# Junge Goldfische überwintern



## drulihorn (27. Okt. 2007)

Hallo allerseits!

Ich habe den Teich samt Goldfischen vom Vorbesitzer meines Hauses übernommen. Die ließen sich zum Glück problemlos halten, starben aber über die Jahre weg. Daher habe ich letztes Jahr dem letzten Überlebenden wieder Gesellschaft verschafft. Mit dem Erfolg, dass ich jetzt drei fingerlange Jungfische im Teich habe.

Muss man für die Jungtiere im Winter irgendetwas Besonderes tun?
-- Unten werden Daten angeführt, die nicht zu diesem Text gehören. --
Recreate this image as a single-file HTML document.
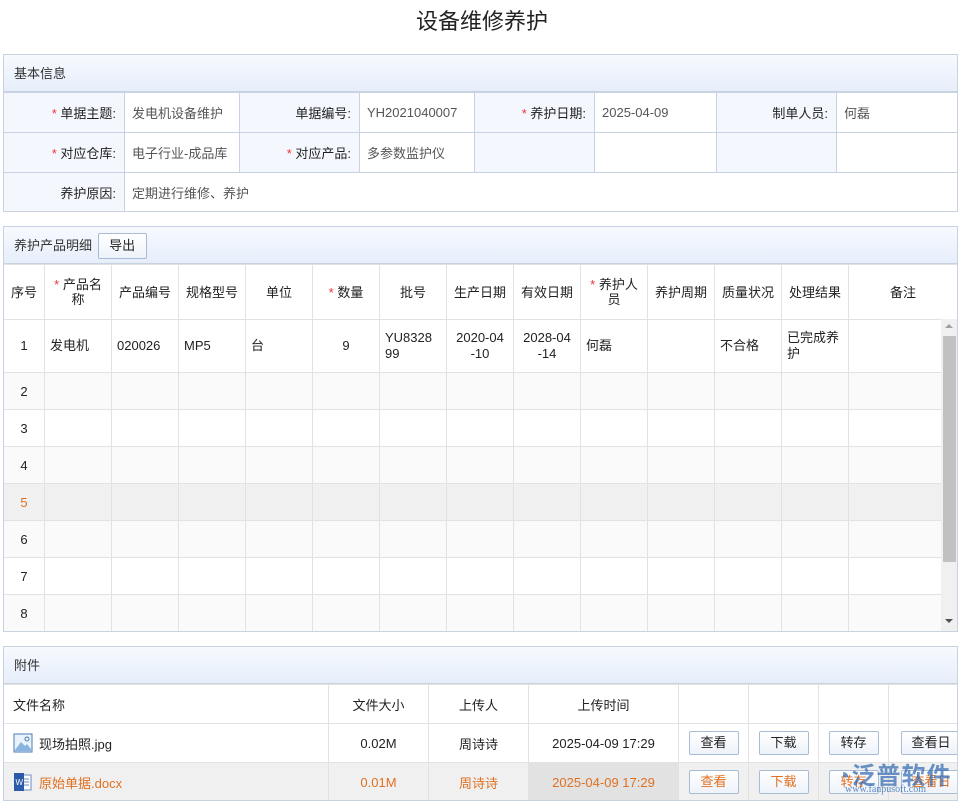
<!DOCTYPE html>
<html><head><meta charset="utf-8"><style>
*{box-sizing:border-box;margin:0;padding:0}
body{width:964px;height:805px;background:#fff;font-family:"Liberation Sans","Noto Sans CJK SC",sans-serif;font-size:13px;color:#333;position:relative;overflow:hidden}
.abs{position:absolute}
.title{left:0;width:964px;top:4px;text-align:center;font-size:22px;color:#222}
.panel{position:absolute;left:3px;width:955px;border:1px solid #c8d2e2}
.ph{height:37px;background:linear-gradient(#f7faff,#e6eefa);border-bottom:1px solid #c8d2e2;padding-left:10px;line-height:37px;color:#333}
table{border-collapse:collapse;table-layout:fixed}
td{border:1px solid #c8d2e2}
.lb{background:#f4f8fe;text-align:right;padding-right:8px;color:#222}
.vl{padding-left:7px;color:#555}
.r{color:#e33}
.g td{border:1px solid #e2e2e2;text-align:center;color:#222;padding:0 6px}
.g td.l{text-align:left;padding-left:5px}
.btn{display:inline-block;border:1px solid #a9bcd6;border-radius:2px;background:linear-gradient(#fff,#eef3fa);width:50px;height:24px;line-height:22px;text-align:center;color:#222}
.o td{color:#e07020}
</style></head><body>
<div class="abs title">设备维修养护</div>

<div class="panel" style="top:54px;height:158px;overflow:hidden">
<div class="ph">基本信息</div>
<table style="width:955px;margin-left:-1px">
<colgroup><col style="width:121px"><col style="width:115px"><col style="width:120px"><col style="width:115px"><col style="width:120px"><col style="width:122px"><col style="width:120px"><col></colgroup>
<tr style="height:40px"><td class="lb"><span class="r">* </span>单据主题:</td><td class="vl">发电机设备维护</td><td class="lb">单据编号:</td><td class="vl">YH2021040007</td><td class="lb"><span class="r">* </span>养护日期:</td><td class="vl">2025-04-09</td><td class="lb">制单人员:</td><td class="vl">何磊</td></tr>
<tr style="height:40px"><td class="lb"><span class="r">* </span>对应仓库:</td><td class="vl">电子行业-成品库</td><td class="lb"><span class="r">* </span>对应产品:</td><td class="vl">多参数监护仪</td><td class="lb"></td><td></td><td class="lb"></td><td></td></tr>
<tr style="height:40px"><td class="lb">养护原因:</td><td class="vl" colspan="7">定期进行维修、养护</td></tr>
</table>
</div>

<div class="panel" style="top:226px;height:406px;overflow:hidden">
<div class="ph">养护产品明细 <span class="btn" style="margin-left:2px;width:49px;height:26px;line-height:24px">导出</span></div>
<table class="g" style="width:955px;margin-left:-1px">
<colgroup><col style="width:41px"><col style="width:67px"><col style="width:67px"><col style="width:67px"><col style="width:67px"><col style="width:67px"><col style="width:67px"><col style="width:67px"><col style="width:67px"><col style="width:67px"><col style="width:67px"><col style="width:67px"><col style="width:67px"><col></colgroup>
<tr style="height:55px;line-height:15px"><td style="padding:0 2px">序号</td><td><span class="r">* </span>产品名称</td><td style="padding:0 2px">产品编号</td><td style="padding:0 2px">规格型号</td><td>单位</td><td><span class="r">* </span>数量</td><td>批号</td><td style="padding:0 2px">生产日期</td><td style="padding:0 2px">有效日期</td><td><span class="r">* </span>养护人员</td><td style="padding:0 2px">养护周期</td><td style="padding:0 2px">质量状况</td><td style="padding:0 2px">处理结果</td><td>备注</td></tr>
<tr style="height:53px;line-height:16px"><td>1</td><td class="l">发电机</td><td class="l">020026</td><td class="l">MP5</td><td class="l">台</td><td>9</td><td class="l">YU8328<br>99</td><td>2020-04<br>-10</td><td>2028-04<br>-14</td><td class="l">何磊</td><td></td><td class="l">不合格</td><td class="l">已完成养<br>护</td><td></td></tr>
<tr style="height:37px;background:#fafafa"><td>2</td><td></td><td></td><td></td><td></td><td></td><td></td><td></td><td></td><td></td><td></td><td></td><td></td><td></td></tr>
<tr style="height:37px"><td>3</td><td></td><td></td><td></td><td></td><td></td><td></td><td></td><td></td><td></td><td></td><td></td><td></td><td></td></tr>
<tr style="height:37px;background:#fafafa"><td>4</td><td></td><td></td><td></td><td></td><td></td><td></td><td></td><td></td><td></td><td></td><td></td><td></td><td></td></tr>
<tr style="height:37px;background:#f0f0f0"><td style="color:#e07020">5</td><td></td><td></td><td></td><td></td><td></td><td></td><td></td><td></td><td></td><td></td><td></td><td></td><td></td></tr>
<tr style="height:37px;background:#fafafa"><td>6</td><td></td><td></td><td></td><td></td><td></td><td></td><td></td><td></td><td></td><td></td><td></td><td></td><td></td></tr>
<tr style="height:37px"><td>7</td><td></td><td></td><td></td><td></td><td></td><td></td><td></td><td></td><td></td><td></td><td></td><td></td><td></td></tr>
<tr style="height:37px;background:#fafafa"><td>8</td><td></td><td></td><td></td><td></td><td></td><td></td><td></td><td></td><td></td><td></td><td></td><td></td><td></td></tr>
</table>
<div class="abs" style="left:937px;top:92px;width:17px;height:313px;background:#f0f0f0">
<div class="abs" style="left:4px;top:5px;width:0;height:0;border-left:4px solid transparent;border-right:4px solid transparent;border-bottom:4px solid #a0a0a0"></div>
<div class="abs" style="left:2px;top:17px;width:13px;height:226px;background:#c1c1c1"></div>
<div class="abs" style="left:4px;top:300px;width:0;height:0;border-left:4px solid transparent;border-right:4px solid transparent;border-top:4px solid #505050"></div>
</div>
</div>

<div class="panel" style="top:646px;height:155px;overflow:hidden">
<div class="ph">附件</div>
<table class="g" style="width:955px;margin-left:-1px">
<colgroup><col style="width:325px"><col style="width:100px"><col style="width:100px"><col style="width:150px"><col style="width:70px"><col style="width:70px"><col style="width:70px"><col></colgroup>
<tr style="height:39px"><td style="text-align:left;padding-left:9px">文件名称</td><td>文件大小</td><td>上传人</td><td>上传时间</td><td></td><td></td><td></td><td></td></tr>
<tr style="height:39px"><td style="text-align:left;padding-left:9px"><svg width="20" height="20" viewBox="0 0 20 20" style="vertical-align:-4px;margin-right:6px"><rect x="1" y="1" width="18" height="18" fill="#eaf2fb" stroke="#4a7ab5"/><path d="M2 17 L8 9 L12 13 L14 11 L18 16 L18 18 L2 18Z" fill="#8ab4e0"/><circle cx="14" cy="6" r="2" fill="none" stroke="#4a7ab5"/></svg>现场拍照.jpg</td><td>0.02M</td><td>周诗诗</td><td>2025-04-09 17:29</td><td><span class="btn">查看</span></td><td><span class="btn">下载</span></td><td><span class="btn">转存</span></td><td style="text-align:left;padding-left:12px"><span class="btn" style="width:60px">查看日</span></td></tr>
<tr class="o" style="height:39px;background:#f0f0f0"><td style="text-align:left;padding-left:9px"><svg width="20" height="20" viewBox="0 0 20 20" style="vertical-align:-4px;margin-right:6px"><rect x="6" y="3" width="12" height="15" fill="#fff" stroke="#6a8cc0"/><path d="M9 7h7M9 10h7M9 13h7" stroke="#6a8cc0"/><rect x="1" y="1" width="10" height="18" fill="#2b5aa8"/><text x="2.5" y="13" font-size="8" fill="#fff" font-family="Liberation Sans">W</text></svg>原始单据.docx</td><td>0.01M</td><td>周诗诗</td><td style="background:#e2e2e2">2025-04-09 17:29</td><td><span class="btn" style="color:#e07020">查看</span></td><td><span class="btn" style="color:#e07020">下载</span></td><td><span class="btn" style="color:#e07020">转存</span></td><td style="text-align:left;padding-left:12px"><span class="btn" style="width:60px;color:#e07020">查看日</span></td></tr>
</table>
</div>
<div class="abs" style="left:836px;top:756px;font-size:24px;color:#3a6fb5;font-weight:bold;opacity:.75;letter-spacing:1px">◔泛普软件</div>
<div class="abs" style="left:845px;top:784px;font-size:10px;color:#3a6fb5;font-family:'Liberation Serif',serif;opacity:.8">www.fanpusoft.com</div>
</body></html>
Sonst lasse ich eigentlich nur einen kleinen Luftsprudler laufen, damit der Teich nicht ganz zufriert?

Gruss

Uli


----------



## jochen (27. Okt. 2007)

*AW: Junge Goldfische überwintern*

Hallo Uli,

Herzlich Willkommen im Forum.

Für deine jungen Goldis brauchst du keine "extra Sachen" unternehmen.

Stelle doch deinen Teich mit ein paar Bildern vor.

Wünsche dir viel Spaß mit deinen Teich,
und hier im Forum.


----------



## Hawk0210 (27. Okt. 2007)

*AW: Junge Goldfische überwintern*

Nabend Uli!!

Auch von mir ein HERZLICHES WILLKOMMEN hier im forum und viel spaß!!!


----------